HarshaNalluru/2048-solver.md Secret

## 2048-solver.md

      
    Raw
  

              2048-solver.md
            
          
    Problem

ISSUE Azure/azure-sdk-for-js#11633

In some scenarios of receiving in "peekLock" mode, when the incoming delivery buffer is full(=2048), happens when there are 2048 outstanding deliveries, new messages are not received.
The drain request triggered by the timeout hangs forever, users would have to force-exit their application in this scenario.
Interestingly, the above behaviour is seen in the case of receiving from unpartitioned queues.
Drain requests seem to work as expected when receiving from partitioned queues and result in returning zero messages.
Note: This isn't a problem as long as users are settling the messages that are being received.
Background

We have given a repro to the service team, and they couldn't figure out the difference between the partitioned vs unpartitioned that could cause this.
Going towards a solution

No matter what the service does, it might be a better idea to solve this problem pre-emptively.

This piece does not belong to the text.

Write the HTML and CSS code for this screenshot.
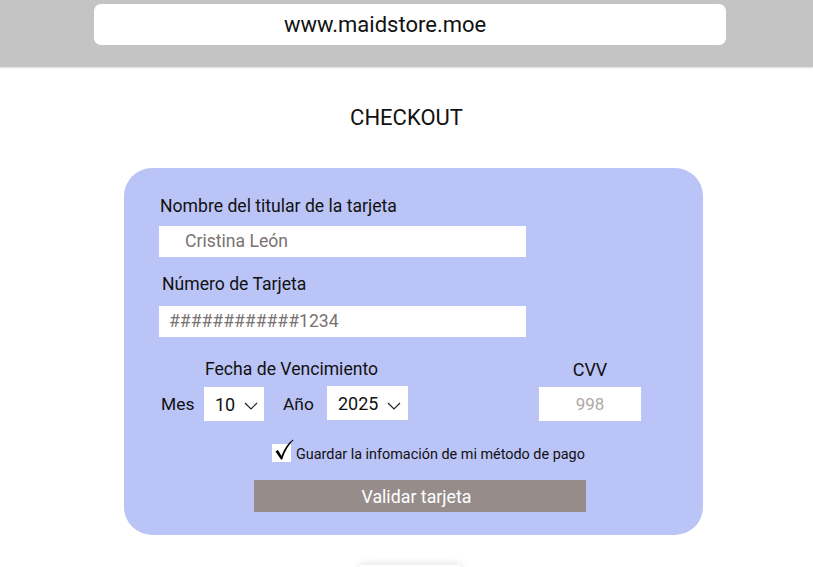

Meaning.. never let the circular buffer fill up entirely.
If the circular buffer is full, return the messages for batching receiver, notify the user through streaming receiver through the processError.
RHEA says - "If autoaccept is disabled on a receiver, app should ensure that it accepts/releases/rejects the messages received."
Following are the options we can go with.. to address the problem pre-emptively.
Option 1

When autoaccept =  false
Keep a count of all the messages, whenever the settlement is done for a message, decrease the count.
If reaches 2048
	Batching -> return with already collected messages
	New Batching -> return 0
	Streaming -> raise an error on processError

Option 2

Enhanced Option - 1
	○ Allow configuring the circular buffer size at rhea

Option 3

Rhea should provide us with a new buffer_overflow event
Upon buffer_overflow
	Batching -> return with already collected messages
	New Batching -> return 0
	Streaming -> raise an error on processError

Option 4

Tweaking Option 1
Rhea should allow accessing the buffer size at the SB SDK level
If the size reaches capacity 
	Batching -> return with already collected messages
	New Batching -> return 0
	Streaming -> raise an error on processError

Option 5

Delivery Manager Map <delivery.id>
	○ Gets populated only if autoaccept is false
	○ OnMessageSettled trigger would remove the delivery.id from the Map
If reaches 2048
	Batching -> return with already collected messages
	New Batching -> return 0
	Streaming -> raise an error on processError

Option 6

Enhanced Option 5
	○ Allow configuring the circular buffer size at rhea

Coming to the pros/cons..

Option 2 and Option 6 talk about allowing to configure the circular buffer size, no matter which way we pick, this change should happen independently.
Option 1 and Option 5 are equivalent(maintaining all the ids vs just the count).
So, we just have to pick between Options 3, 4 and 5

Option 3 - Rhea provides us with a new buffer_overflow event
Option 4 - Rhea allows accessing the buffer size at the SB SDK level
Option 5 - Tracking the count at SB SDK

I personally like Option 4 as it would not require us to maintain a copy/buffer-state when compared to Option 5.
And might need less convincing to do at rhea when compared to Option 3.
Option 7

Only ever set a max of 2047 credits(in peekLock) on the link instead of maxMessageCount or maxConcurrentCalls, 
this way the buffer would never be full.

With the solution of checking the buffer size for every message.. 
(from the investigations of testing Option 4), though I stop receiving after 2047 messages.. 
Since there were credits on the link, messages were on the line though we stopped receiving.

I could see this by receiving the messages again - the delivery count was 1 for 2050 messages as opposed to 2047 in my hand. 
If the credit initialization itself keeps the cap, the problem would be avoided entirely(as expected).